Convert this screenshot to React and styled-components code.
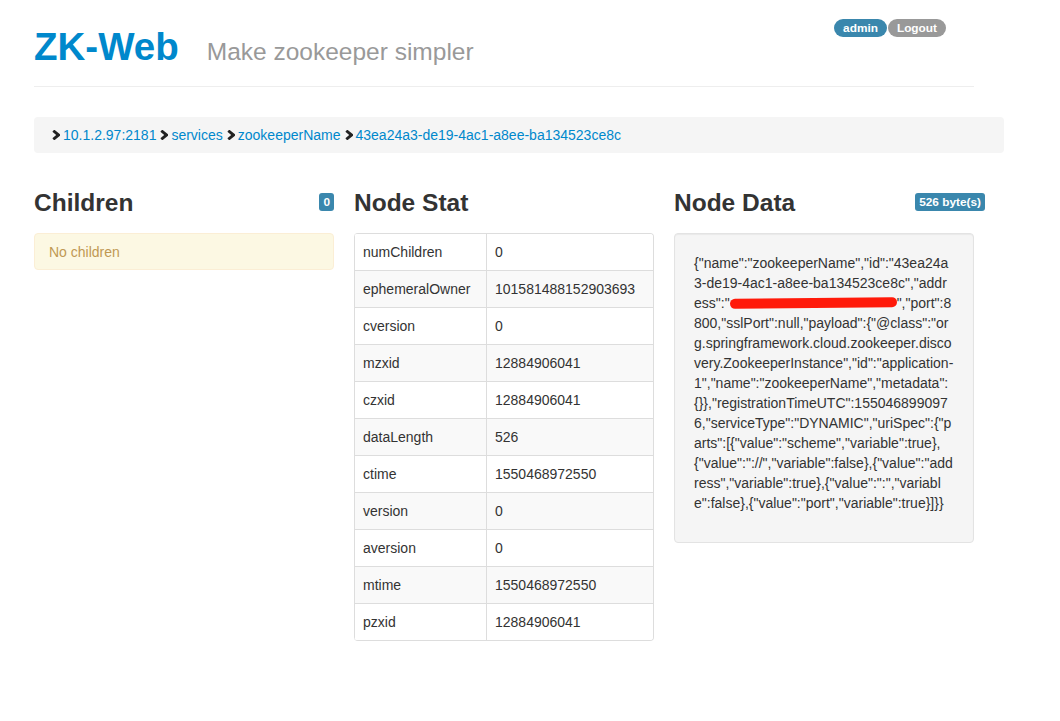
import React from "react";
import styled, { createGlobalStyle } from "styled-components";

const GlobalStyle = createGlobalStyle`
  body {
    margin: 0;
    background: #fff;
    font-family: "Liberation Sans", Arial, sans-serif;
    font-size: 14px;
    line-height: 20px;
    color: #333;
  }
`;

const Page = styled.div`
  padding: 17px 0 40px 34px;
  width: 970px;
`;

const Header = styled.div`
  display: flex;
  align-items: flex-start;
  justify-content: space-between;
  width: 940px;
  padding-bottom: 9px;
  border-bottom: 1px solid #eee;
  margin-bottom: 30px;
`;

const Title = styled.h1`
  margin: 10px 0;
  font-size: 38.5px;
  line-height: 40px;
  height: 40px;
  font-weight: bold;
  color: #0088cc;
`;

const Subtitle = styled.small`
  margin-left: 28px;
  font-size: 24.5px;
  line-height: 1;
  font-weight: normal;
  color: #999;
`;

const UserBox = styled.div`
  display: flex;
  gap: 1px;
  margin: 2px 28px 0 0;
`;

const Pill = styled.span`
  display: inline-block;
  padding: 2px 9px;
  border-radius: 9px;
  font-size: 11.844px;
  line-height: 14px;
  font-weight: bold;
  color: #fff;
  background: ${(p) => p.bg};
`;

const Breadcrumb = styled.ul`
  display: flex;
  align-items: center;
  list-style: none;
  margin: 0 0 20px;
  padding: 8px 15px;
  background: #f5f5f5;
  border-radius: 4px;
`;

const Crumb = styled.li`
  display: flex;
  align-items: center;
  svg {
    margin: 0 3px 0 ${(p) => (p.first ? "3px" : "4px")};
  }
`;

const CrumbLink = styled.a`
  color: #0088cc;
  text-decoration: none;
`;

const Columns = styled.div`
  display: grid;
  grid-template-columns: 300px 300px 300px;
  column-gap: 20px;
  align-items: start;
`;

const Column = styled.div``;

const Head = styled.div`
  display: flex;
  align-items: center;
  justify-content: space-between;
  margin: 10px ${(p) => (p.overhang ? "-11px" : "0")} 10px 0;
`;

const Heading = styled.h3`
  margin: 0;
  font-size: 24.5px;
  line-height: 40px;
  font-weight: bold;
  color: #333;
`;

const Label = styled.span`
  display: inline-block;
  padding: 2px 4px;
  border-radius: 3px;
  font-size: 11.844px;
  line-height: 14px;
  font-weight: bold;
  color: #fff;
  background: #3a87ad;
  margin-top: -3px;
`;

const Alert = styled.div`
  padding: 8px 35px 7px 14px;
  background: #fcf8e3;
  border: 1px solid #fbeed5;
  border-radius: 4px;
  color: #c09853;
`;

const Table = styled.table`
  width: 100%;
  border-collapse: separate;
  border-spacing: 0;
  border: 1px solid #ddd;
  border-left: 0;
  border-radius: 4px;
  overflow: hidden;
`;

const Row = styled.tr`
  background: ${(p) => (p.striped ? "#f9f9f9" : "#fff")};
`;

const Cell = styled.td`
  padding: 8px;
  line-height: 20px;
  text-align: left;
  vertical-align: top;
  border-left: 1px solid #ddd;
  border-top: ${(p) => (p.first ? "0" : "1px solid #ddd")};
  width: ${(p) => p.w || "auto"};
`;

const Well = styled.div`
  padding: 19px;
  background: #f5f5f5;
  border: 1px solid #e3e3e3;
  border-radius: 4px;
  box-shadow: inset 0 1px 1px rgba(0, 0, 0, 0.05);
`;

const DataText = styled.p`
  margin: 0 0 10px;
  word-break: break-all;
`;

/* marker stroke hiding the address in the screenshot */
const Redacted = styled.span`
  display: inline-block;
  width: 167px;
  height: 10px;
  vertical-align: 0;
  background: #ff1a0a;
  border-radius: 5px;
  transform: rotate(-0.6deg);
`;

const Chevron = () => (
  <svg width="8" height="10" viewBox="0 0 8 10">
    <path d="M1.3 0.7 L6.6 5 L1.3 9.3" fill="none" stroke="#222" strokeWidth="2.9" />
  </svg>
);

const crumbs = ["10.1.2.97:2181", "services", "zookeeperName", "43ea24a3-de19-4ac1-a8ee-ba134523ce8c"];

const stats = [
  ["numChildren", "0"],
  ["ephemeralOwner", "101581488152903693"],
  ["cversion", "0"],
  ["mzxid", "12884906041"],
  ["czxid", "12884906041"],
  ["dataLength", "526"],
  ["ctime", "1550468972550"],
  ["version", "0"],
  ["aversion", "0"],
  ["mtime", "1550468972550"],
  ["pzxid", "12884906041"],
];

const before =
  '{"name":"zookeeperName","id":"43ea24a3-de19-4ac1-a8ee-ba134523ce8c","address":"';
const after =
  '","port":8800,"sslPort":null,"payload":{"@class":"org.springframework.cloud.zookeeper.discovery.ZookeeperInstance","id":"application-1","name":"zookeeperName","metadata":{}},"registrationTimeUTC":1550468990976,"serviceType":"DYNAMIC","uriSpec":{"parts":[{"value":"scheme","variable":true},{"value":"://","variable":false},{"value":"address","variable":true},{"value":":","variable":false},{"value":"port","variable":true}]}}';

const App = () => (
  <Page>
    <GlobalStyle />
    <Header>
      <Title>
        ZK-Web<Subtitle>Make zookeeper simpler</Subtitle>
      </Title>
      <UserBox>
        <Pill bg="#3a87ad">admin</Pill>
        <Pill bg="#999">Logout</Pill>
      </UserBox>
    </Header>

    <Breadcrumb>
      {crumbs.map((c, i) => (
        <Crumb key={c} first={i === 0}>
          <Chevron />
          <CrumbLink href="#">{c}</CrumbLink>
        </Crumb>
      ))}
    </Breadcrumb>

    <Columns>
      <Column>
        <Head>
          <Heading>Children</Heading>
          <Label>0</Label>
        </Head>
        <Alert>No children</Alert>
      </Column>

      <Column>
        <Head>
          <Heading>Node Stat</Heading>
        </Head>
        <Table>
          <tbody>
            {stats.map(([k, v], i) => (
              <Row key={k} striped={i % 2 === 1}>
                <Cell first={i === 0} w="115px">{k}</Cell>
                <Cell first={i === 0}>{v}</Cell>
              </Row>
            ))}
          </tbody>
        </Table>
      </Column>

      <Column>
        <Head overhang>
          <Heading>Node Data</Heading>
          <Label>526 byte(s)</Label>
        </Head>
        <Well>
          <DataText>
            {before}
            <Redacted />
            {after}
          </DataText>
        </Well>
      </Column>
    </Columns>
  </Page>
);

export default App;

= Task prompt =
Write out the full set of lines verbatim, without the pictures.

= Correct output =
Convert this screenshot to React and styled-components code.
import React from "react";
import styled, { createGlobalStyle } from "styled-components";

const GlobalStyle = createGlobalStyle`
  body {
    margin: 0;
    background: #fff;
    font-family: "Liberation Sans", Arial, sans-serif;
    font-size: 14px;
    line-height: 20px;
    color: #333;
  }
`;

const Page = styled.div`
  padding: 17px 0 40px 34px;
  width: 970px;
`;

const Header = styled.div`
  display: flex;
  align-items: flex-start;
  justify-content: space-between;
  width: 940px;
  padding-bottom: 9px;
  border-bottom: 1px solid #eee;
  margin-bottom: 30px;
`;

const Title = styled.h1`
  margin: 10px 0;
  font-size: 38.5px;
  line-height: 40px;
  height: 40px;
  font-weight: bold;
  color: #0088cc;
`;

const Subtitle = styled.small`
  margin-left: 28px;
  font-size: 24.5px;
  line-height: 1;
  font-weight: normal;
  color: #999;
`;

const UserBox = styled.div`
  display: flex;
  gap: 1px;
  margin: 2px 28px 0 0;
`;

const Pill = styled.span`
  display: inline-block;
  padding: 2px 9px;
  border-radius: 9px;
  font-size: 11.844px;
  line-height: 14px;
  font-weight: bold;
  color: #fff;
  background: ${(p) => p.bg};
`;

const Breadcrumb = styled.ul`
  display: flex;
  align-items: center;
  list-style: none;
  margin: 0 0 20px;
  padding: 8px 15px;
  background: #f5f5f5;
  border-radius: 4px;
`;

const Crumb = styled.li`
  display: flex;
  align-items: center;
  svg {
    margin: 0 3px 0 ${(p) => (p.first ? "3px" : "4px")};
  }
`;

const CrumbLink = styled.a`
  color: #0088cc;
  text-decoration: none;
`;

const Columns = styled.div`
  display: grid;
  grid-template-columns: 300px 300px 300px;
  column-gap: 20px;
  align-items: start;
`;

const Column = styled.div``;

const Head = styled.div`
  display: flex;
  align-items: center;
  justify-content: space-between;
  margin: 10px ${(p) => (p.overhang ? "-11px" : "0")} 10px 0;
`;

const Heading = styled.h3`
  margin: 0;
  font-size: 24.5px;
  line-height: 40px;
  font-weight: bold;
  color: #333;
`;

const Label = styled.span`
  display: inline-block;
  padding: 2px 4px;
  border-radius: 3px;
  font-size: 11.844px;
  line-height: 14px;
  font-weight: bold;
  color: #fff;
  background: #3a87ad;
  margin-top: -3px;
`;

const Alert = styled.div`
  padding: 8px 35px 7px 14px;
  background: #fcf8e3;
  border: 1px solid #fbeed5;
  border-radius: 4px;
  color: #c09853;
`;

const Table = styled.table`
  width: 100%;
  border-collapse: separate;
  border-spacing: 0;
  border: 1px solid #ddd;
  border-left: 0;
  border-radius: 4px;
  overflow: hidden;
`;

const Row = styled.tr`
  background: ${(p) => (p.striped ? "#f9f9f9" : "#fff")};
`;

const Cell = styled.td`
  padding: 8px;
  line-height: 20px;
  text-align: left;
  vertical-align: top;
  border-left: 1px solid #ddd;
  border-top: ${(p) => (p.first ? "0" : "1px solid #ddd")};
  width: ${(p) => p.w || "auto"};
`;

const Well = styled.div`
  padding: 19px;
  background: #f5f5f5;
  border: 1px solid #e3e3e3;
  border-radius: 4px;
  box-shadow: inset 0 1px 1px rgba(0, 0, 0, 0.05);
`;

const DataText = styled.p`
  margin: 0 0 10px;
  word-break: break-all;
`;

/* marker stroke hiding the address in the screenshot */
const Redacted = styled.span`
  display: inline-block;
  width: 167px;
  height: 10px;
  vertical-align: 0;
  background: #ff1a0a;
  border-radius: 5px;
  transform: rotate(-0.6deg);
`;

const Chevron = () => (
  <svg width="8" height="10" viewBox="0 0 8 10">
    <path d="M1.3 0.7 L6.6 5 L1.3 9.3" fill="none" stroke="#222" strokeWidth="2.9" />
  </svg>
);

const crumbs = ["10.1.2.97:2181", "services", "zookeeperName", "43ea24a3-de19-4ac1-a8ee-ba134523ce8c"];

const stats = [
  ["numChildren", "0"],
  ["ephemeralOwner", "101581488152903693"],
  ["cversion", "0"],
  ["mzxid", "12884906041"],
  ["czxid", "12884906041"],
  ["dataLength", "526"],
  ["ctime", "1550468972550"],
  ["version", "0"],
  ["aversion", "0"],
  ["mtime", "1550468972550"],
  ["pzxid", "12884906041"],
];

const before =
  '{"name":"zookeeperName","id":"43ea24a3-de19-4ac1-a8ee-ba134523ce8c","address":"';
const after =
  '","port":8800,"sslPort":null,"payload":{"@class":"org.springframework.cloud.zookeeper.discovery.ZookeeperInstance","id":"application-1","name":"zookeeperName","metadata":{}},"registrationTimeUTC":1550468990976,"serviceType":"DYNAMIC","uriSpec":{"parts":[{"value":"scheme","variable":true},{"value":"://","variable":false},{"value":"address","variable":true},{"value":":","variable":false},{"value":"port","variable":true}]}}';

const App = () => (
  <Page>
    <GlobalStyle />
    <Header>
      <Title>
        ZK-Web<Subtitle>Make zookeeper simpler</Subtitle>
      </Title>
      <UserBox>
        <Pill bg="#3a87ad">admin</Pill>
        <Pill bg="#999">Logout</Pill>
      </UserBox>
    </Header>

    <Breadcrumb>
      {crumbs.map((c, i) => (
        <Crumb key={c} first={i === 0}>
          <Chevron />
          <CrumbLink href="#">{c}</CrumbLink>
        </Crumb>
      ))}
    </Breadcrumb>

    <Columns>
      <Column>
        <Head>
          <Heading>Children</Heading>
          <Label>0</Label>
        </Head>
        <Alert>No children</Alert>
      </Column>

      <Column>
        <Head>
          <Heading>Node Stat</Heading>
        </Head>
        <Table>
          <tbody>
            {stats.map(([k, v], i) => (
              <Row key={k} striped={i % 2 === 1}>
                <Cell first={i === 0} w="115px">{k}</Cell>
                <Cell first={i === 0}>{v}</Cell>
              </Row>
            ))}
          </tbody>
        </Table>
      </Column>

      <Column>
        <Head overhang>
          <Heading>Node Data</Heading>
          <Label>526 byte(s)</Label>
        </Head>
        <Well>
          <DataText>
            {before}
            <Redacted />
            {after}
          </DataText>
        </Well>
      </Column>
    </Columns>
  </Page>
);

export default App;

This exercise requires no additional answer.